Thursday, October 04, 2007

 

Hey Che


Reviled or revered the name Che stirs up a hornets' nest of emotion. Growing up under the rightwing minority government in South Africa I was taught that Che was something like Satan's brother.
Since then I've learned more about the man and his deeds.
This year markes the 40th anniversary of his capture and execution. Enesto “Che” Guevara met his end a Bolivian jungle where he was attempting to spark a peasant uprising.


Some facts about Mr G:



  • Born in Argentina in 1928, Guevara became a Marxist after a motorcycle ride through South America opened his eyes to poverty when he was still a medical student.

  • Guevara witnessed the CIA-backed ouster of reformist President Jacobo Arbenz in Guatemala in 1954. A year later, he met Fidel Castro in Mexico City and joined his revolutionary movement.

  • Guevara suffered from asthma but it did not keep him from playing a leading role in the guerrilla war that Castro waged from Cuba's Sierra Maestra mountains against dictator Fulgencio Batista, who fled the country on New Year's Day 1959.

  • The iconic image of Guevara gazing into the distance with long hair tucked into a black beret was taken in 1960 by Cuban photographer Alberto Korda at a memorial service for victims killed when a freighter loaded with Belgian weapons blew up in Havana's harbour.

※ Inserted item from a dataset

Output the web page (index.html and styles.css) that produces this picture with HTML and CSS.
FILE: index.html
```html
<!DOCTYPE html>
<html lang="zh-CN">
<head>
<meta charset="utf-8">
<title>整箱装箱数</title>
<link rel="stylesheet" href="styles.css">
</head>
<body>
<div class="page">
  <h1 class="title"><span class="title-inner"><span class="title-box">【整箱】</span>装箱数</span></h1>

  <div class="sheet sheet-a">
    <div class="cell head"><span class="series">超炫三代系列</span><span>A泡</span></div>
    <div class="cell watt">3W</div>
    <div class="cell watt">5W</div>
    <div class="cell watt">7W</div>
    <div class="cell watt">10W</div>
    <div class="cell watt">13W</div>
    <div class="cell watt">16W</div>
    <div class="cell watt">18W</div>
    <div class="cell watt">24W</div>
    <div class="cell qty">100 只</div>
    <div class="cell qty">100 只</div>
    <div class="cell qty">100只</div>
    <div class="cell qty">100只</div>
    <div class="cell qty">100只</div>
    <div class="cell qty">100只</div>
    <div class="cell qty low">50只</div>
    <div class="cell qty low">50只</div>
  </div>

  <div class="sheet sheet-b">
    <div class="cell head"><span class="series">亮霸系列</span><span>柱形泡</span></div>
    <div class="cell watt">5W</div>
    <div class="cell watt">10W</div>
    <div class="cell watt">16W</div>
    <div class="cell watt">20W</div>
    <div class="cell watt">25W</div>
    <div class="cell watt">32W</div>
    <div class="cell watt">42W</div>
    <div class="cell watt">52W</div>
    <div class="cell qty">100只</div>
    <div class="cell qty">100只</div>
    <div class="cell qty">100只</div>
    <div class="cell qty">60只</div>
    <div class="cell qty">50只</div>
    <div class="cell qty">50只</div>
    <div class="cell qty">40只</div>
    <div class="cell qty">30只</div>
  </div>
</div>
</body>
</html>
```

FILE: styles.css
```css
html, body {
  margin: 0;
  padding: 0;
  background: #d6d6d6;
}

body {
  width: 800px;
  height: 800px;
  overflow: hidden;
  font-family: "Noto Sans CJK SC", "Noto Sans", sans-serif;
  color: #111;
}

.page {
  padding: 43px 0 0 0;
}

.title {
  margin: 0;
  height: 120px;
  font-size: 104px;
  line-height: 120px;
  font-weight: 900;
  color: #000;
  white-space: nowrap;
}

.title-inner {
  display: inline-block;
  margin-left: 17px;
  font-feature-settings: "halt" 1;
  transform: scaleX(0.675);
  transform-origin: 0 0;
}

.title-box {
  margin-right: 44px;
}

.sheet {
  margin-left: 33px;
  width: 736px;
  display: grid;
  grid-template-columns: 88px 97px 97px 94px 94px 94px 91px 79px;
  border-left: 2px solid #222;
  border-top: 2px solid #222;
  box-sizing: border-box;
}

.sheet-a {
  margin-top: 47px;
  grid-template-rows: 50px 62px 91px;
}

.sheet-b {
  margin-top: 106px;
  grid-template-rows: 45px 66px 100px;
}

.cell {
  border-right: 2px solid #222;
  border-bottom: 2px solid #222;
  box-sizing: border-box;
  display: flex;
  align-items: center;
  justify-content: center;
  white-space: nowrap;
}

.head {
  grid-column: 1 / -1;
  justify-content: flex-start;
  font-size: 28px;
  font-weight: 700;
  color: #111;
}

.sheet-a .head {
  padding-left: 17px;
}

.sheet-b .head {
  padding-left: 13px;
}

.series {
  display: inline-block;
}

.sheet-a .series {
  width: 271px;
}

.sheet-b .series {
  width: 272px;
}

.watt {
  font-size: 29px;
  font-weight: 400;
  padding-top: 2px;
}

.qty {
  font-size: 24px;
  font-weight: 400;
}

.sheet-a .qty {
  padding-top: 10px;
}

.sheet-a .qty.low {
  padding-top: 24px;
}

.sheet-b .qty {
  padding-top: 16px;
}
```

  • Guevara was president of Cuba's central bank for 14 months. He signed all Cuban banknotes with his nickname “Che,” a common Argentine expression meaning “hey.”

  • Seeking to export revolution to Africa, Guevara joined the guerrilla fighters of Laurent Kabila in the Congo in 1965, but was disappointed with their incompetence and infighting and the short-lived Cuban expedition was a fiasco.

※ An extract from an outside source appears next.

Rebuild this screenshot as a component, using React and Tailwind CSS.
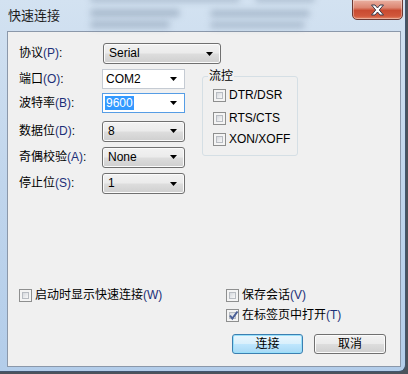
import React from "react";

const font = { fontFamily: '"Liberation Sans", "Noto Sans CJK SC", sans-serif' };

function Arrow() {
  return (
    <svg width="7" height="4" viewBox="0 0 7 4" className="shrink-0">
      <path d="M0 0h7L3.5 4z" fill="#000" />
    </svg>
  );
}

function DropButton({ value, className }) {
  return (
    <div
      className={`flex items-center justify-between h-[21px] pl-[5px] pr-[7px] rounded-[3px] border border-[#707070] bg-[linear-gradient(#f2f2f2_0%,#ebebeb_48%,#dddddd_52%,#cfcfcf_100%)] shadow-[inset_0_0_0_1px_#fbfbfb] ${className}`}
    >
      <span className="leading-[13px]">{value}</span>
      <Arrow />
    </div>
  );
}

function ComboBox({ value, selected, focused }) {
  return (
    <div
      className={`flex items-center justify-between w-[83px] h-[20px] pl-[2px] pr-[7px] bg-white border ${
        focused ? "border-[#569de5]" : "border-[#c5cbd3]"
      }`}
    >
      <span
        className={`leading-[14px] px-[1px] ${
          selected ? "bg-[#3399ff] text-white" : ""
        }`}
      >
        {value}
      </span>
      <Arrow />
    </div>
  );
}

function Check({ checked }) {
  return (
    <span className="relative flex w-[13px] h-[13px] shrink-0 border border-[#8e8f8f] bg-[#f4f4f4] p-[2px]">
      <span className="flex-1 border border-[#b8bcc2] bg-linear-to-br from-[#d6d9de] to-[#f8f8f8]" />
      {checked && (
        <svg
          width="11"
          height="11"
          viewBox="0 0 11 11"
          className="absolute left-[1px] top-[0px]"
        >
          <path
            d="M2 5.5l2.3 3L9.5 1.5"
            stroke="#4a5f97"
            strokeWidth="2"
            fill="none"
          />
        </svg>
      )}
    </span>
  );
}

function CheckRow({ checked, label, hot }) {
  return (
    <div className="flex items-center gap-[3px] h-[13px]">
      <Check checked={checked} />
      <span className="leading-[13px]">
        {label}
        <span className="text-[#1c2f78]">{hot}</span>
      </span>
    </div>
  );
}

function Label({ text, hot }) {
  return (
    <span className="w-[83px] shrink-0 leading-[13px]">
      {text}
      <span className="text-[#1c2f78]">{hot}</span>:
    </span>
  );
}

// blurry blobs seen through the glass frame
const blobs = [
  "left-[90px] top-[-4px] w-[150px] h-[6px]",
  "left-[255px] top-[-4px] w-[60px] h-[6px]",
  "left-[90px] top-[9px] w-[90px] h-[8px]",
  "left-[210px] top-[10px] w-[100px] h-[7px]",
  "left-[90px] top-[21px] w-[80px] h-[7px]",
  "left-[210px] top-[22px] w-[95px] h-[6px]",
];

export default function App() {
  return (
    <div
      className="w-[408px] h-[374px] bg-[#4b535c] overflow-hidden text-[12px] text-black"
      style={font}
    >
      <div className="relative w-[406px] h-[372px] rounded-br-[7px] border-r border-b border-[#42566f] bg-linear-to-b from-[#d3e2f1] via-[#c0d5ec] to-[#b3cdea] flex flex-col">
        {blobs.map((b) => (
          <div
            key={b}
            className={`absolute ${b} rounded-full bg-[#8194aa] blur-[3px] opacity-50`}
          />
        ))}

        {/* close button */}
        <div className="absolute left-[352px] top-[-1px] w-[51px] h-[21px] rounded-b-[5px] border border-[#6b3a34] bg-[linear-gradient(#eab1a2_0%,#dc8672_40%,#c94b31_55%,#d1583c_85%,#e58b6b_100%)] flex items-center justify-center shadow-[inset_0_0_0_1px_rgba(255,255,255,0.35)]">
          <svg width="15" height="12" viewBox="0 0 15 12">
            <path
              d="M1.5 1h3.5l2.5 3 2.5-3h3.5l-4.2 5 4.2 5h-3.5l-2.5-3-2.5 3H1.5l4.2-5z"
              fill="#fff"
              stroke="#3b3b4b"
              strokeWidth="1"
              strokeLinejoin="round"
            />
          </svg>
        </div>

        {/* title bar */}
        <div className="relative h-[31px] pl-[8px] pt-[8px] text-[13px] leading-[15px] text-[#1e1e1e]">
          快速连接
        </div>

        {/* client area */}
        <div className="ml-[7px] w-[394px] h-[336px] border border-[#8b98aa] bg-[#f0f0f0] flex flex-col pl-[11px] pr-[14px] pt-[11px] pb-[12px]">
          <div className="flex items-center h-[21px]">
            <Label text="协议" hot="(P)" />
            <DropButton value="Serial" className="w-[118px] ml-[1px]" />
          </div>

          <div className="flex mt-[5px]">
            <div className="flex flex-col">
              <div className="flex items-center h-[20px]">
                <Label text="端口" hot="(O)" />
                <ComboBox value="COM2" />
              </div>
              <div className="flex items-center h-[20px] mt-[4px]">
                <Label text="波特率" hot="(B)" />
                <ComboBox value="9600" selected focused />
              </div>
              <div className="flex items-center h-[20px] mt-[8px]">
                <Label text="数据位" hot="(D)" />
                <DropButton value="8" className="w-[83px] h-[20px]" />
              </div>
              <div className="flex items-center h-[20px] mt-[6px]">
                <Label text="奇偶校验" hot="(A)" />
                <DropButton value="None" className="w-[83px] h-[20px]" />
              </div>
              <div className="flex items-center h-[21px] mt-[6px]">
                <Label text="停止位" hot="(S)" />
                <DropButton value="1" className="w-[83px]" />
              </div>
            </div>

            <div className="relative ml-[17px] mt-[7px] w-[96px] h-[80px] rounded-[3px] border border-[#d5dfe5] pl-[10px] pt-[12px] flex flex-col">
              <span className="absolute left-[5px] top-[-8px] px-[1px] bg-[#f0f0f0] leading-[14px]">
                流控
              </span>
              <CheckRow label="DTR/DSR" />
              <div className="mt-[10px]">
                <CheckRow label="RTS/CTS" />
              </div>
              <div className="mt-[8px]">
                <CheckRow label="XON/XOFF" />
              </div>
            </div>
          </div>

          <div className="mt-auto flex">
            <div className="w-[207px]">
              <CheckRow label="启动时显示快速连接" hot="(W)" />
            </div>
            <div className="flex flex-col gap-[7px]">
              <CheckRow label="保存会话" hot="(V)" />
              <CheckRow checked label="在标签页中打开" hot="(T)" />
            </div>
          </div>

          <div className="flex justify-end gap-[11px] mt-[12px]">
            <button className="w-[71px] h-[20px] rounded-[3px] border border-[#3c7fb1] bg-[linear-gradient(#eaf6fd_0%,#d9f0fc_48%,#bee6fd_52%,#a7d9f5_100%)] shadow-[inset_0_0_0_1px_#98e0fa] leading-[14px]">
              连接
            </button>
            <button className="w-[72px] h-[20px] rounded-[3px] border border-[#707070] bg-[linear-gradient(#f2f2f2_0%,#ebebeb_48%,#dddddd_52%,#cfcfcf_100%)] shadow-[inset_0_0_0_1px_#fbfbfb] leading-[14px]">
              取消
            </button>
          </div>
        </div>
      </div>
    </div>
  );
}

  • Guevara left for Bolivia in 1966 to start a new guerrilla movement with the idea of creating “two, three, many Vietnams” in Latin America.

  • He was captured on Oct 8, 1967, and executed the next day by the Bolivian army in a schoolhouse in La Higuera. His hands were severed so they could be used to confirm his identity, and he was buried secretly at an airfield.

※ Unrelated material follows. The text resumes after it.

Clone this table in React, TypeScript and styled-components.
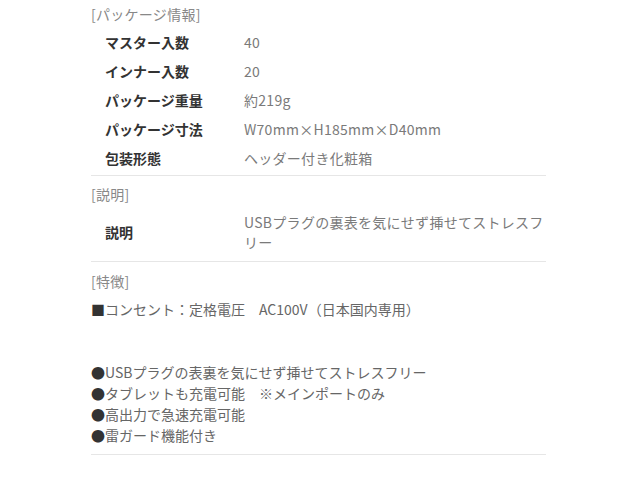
import React from 'react';
import styled, { createGlobalStyle } from 'styled-components';

const GlobalStyle = createGlobalStyle`
  html, body {
    margin: 0;
    padding: 0;
    background: #fff;
  }
  body {
    font-family: 'Noto Sans CJK JP', 'Noto Sans', sans-serif;
    font-size: 14px;
    color: #666;
  }
`;

const Wrapper = styled.div`
  width: 455px;
  margin-left: 91px;
`;

const Section = styled.section<{ $padBottom: number }>`
  padding-bottom: ${(p) => p.$padBottom}px;
  border-bottom: 1px solid #e6e6e6;
`;

const SectionTitle = styled.div<{ $padTop: number }>`
  padding: ${(p) => p.$padTop}px 0 3px;
  line-height: 20px;
  color: #888;
  letter-spacing: 0.02em;
`;

const Row = styled.div<{ $tall?: boolean }>`
  display: grid;
  grid-template-columns: 153px 1fr;
  align-items: center;
  min-height: 29px;
  padding: ${(p) => (p.$tall ? '5px 0 9px' : '0')};
`;

const Label = styled.div`
  padding-left: 14px;
  font-weight: bold;
  color: #333;
  line-height: 20px;
`;

const Value = styled.div`
  color: #7a7a7a;
  line-height: 20px;
  letter-spacing: 0.02em;
`;

const Features = styled.div`
  line-height: 21px;
  color: #666;
  padding-top: 5px;
`;

const Line = styled.div`
  min-height: 21px;
`;

const Mark = styled.span`
  color: #333;
`;

const packageRows: [string, string][] = [
  ['マスター入数', '40'],
  ['インナー入数', '20'],
  ['パッケージ重量', '約219g'],
  ['パッケージ寸法', 'W70mm×H185mm×D40mm'],
  ['包装形態', 'ヘッダー付き化粧箱'],
];

const bullets = [
  'USBプラグの表裏を気にせず挿せてストレスフリー',
  'タブレットも充電可能　※メインポートのみ',
  '高出力で急速充電可能',
  '雷ガード機能付き',
];

export default function App() {
  return (
    <>
      <GlobalStyle />
      <Wrapper>
        <Section $padBottom={3}>
          <SectionTitle $padTop={4}>[パッケージ情報]</SectionTitle>
          {packageRows.map(([label, value]) => (
            <Row key={label}>
              <Label>{label}</Label>
              <Value>{value}</Value>
            </Row>
          ))}
        </Section>
        <Section $padBottom={0}>
          <SectionTitle $padTop={8}>[説明]</SectionTitle>
          <Row $tall>
            <Label>説明</Label>
            <Value>USBプラグの裏表を気にせず挿せてストレスフリー</Value>
          </Row>
        </Section>
        <Section $padBottom={8}>
          <SectionTitle $padTop={9}>[特徴]</SectionTitle>
          <Features>
            <Line>
              <Mark>■</Mark>コンセント：定格電圧　AC100V（日本国内専用）
            </Line>
            <Line />
            <Line />
            {bullets.map((b) => (
              <Line key={b}>
                <Mark>●</Mark>
                {b}
              </Line>
            ))}
          </Features>
        </Section>
      </Wrapper>
    </>
  );
}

  • Guevara's bones were dug up in 1997, returned to Cuba and placed in a mausoleum in Santa Clara, the site of his biggest military victory.

Comments:
A "legend" so to say who was also a narcotraficante and a psycopath that presided over the Cuban Revolution's first firing squads and managed to compose a number of chilling phrases: "Hatred as an element of struggle; unbending hatred for the enemy, which pushes a human being beyond his natural limitations, making him into an effective, violent, selective, and cold-blooded killing machine. This is what our soldiers must become …"

hey inko?
 
That would be as opposed to the American government's drug running, murder, torture, executions and sponsored mayhem, right?
Or against the South African apartheid government's drug pushing of ecstacy on its population huh? Oh hmm, what about the hangings of black nationalists, or the beating to death of Steve Biko. Nice people, these capitalists are.
Not so much a psychopath as a man who didn't let some anonymous man in a white coat carry out his death orders, but did it himself.
 
This "hero" piece of shit also used to watch the execution of his enemies from his office while smoking his favourite cigars... so much for doing it himself.

Not counting the huge human cost of communist ideologies…

Here, have some caviar and vodka… enjoy life while u can you little red aristocrat!
 
Yes, he did watch them. They had been given a trial and convicted, which is more than can be said for the leader of your country who sends his soldiers to rape and kill in the name of democracy and the mighty US dollar.
Yes, Che oversaw the executions and the trials of the criminals of the previous regime. Those days the death sentence was the norm.
And FYIW, I'm not a "little" red aristocract. I'm a big red businessman.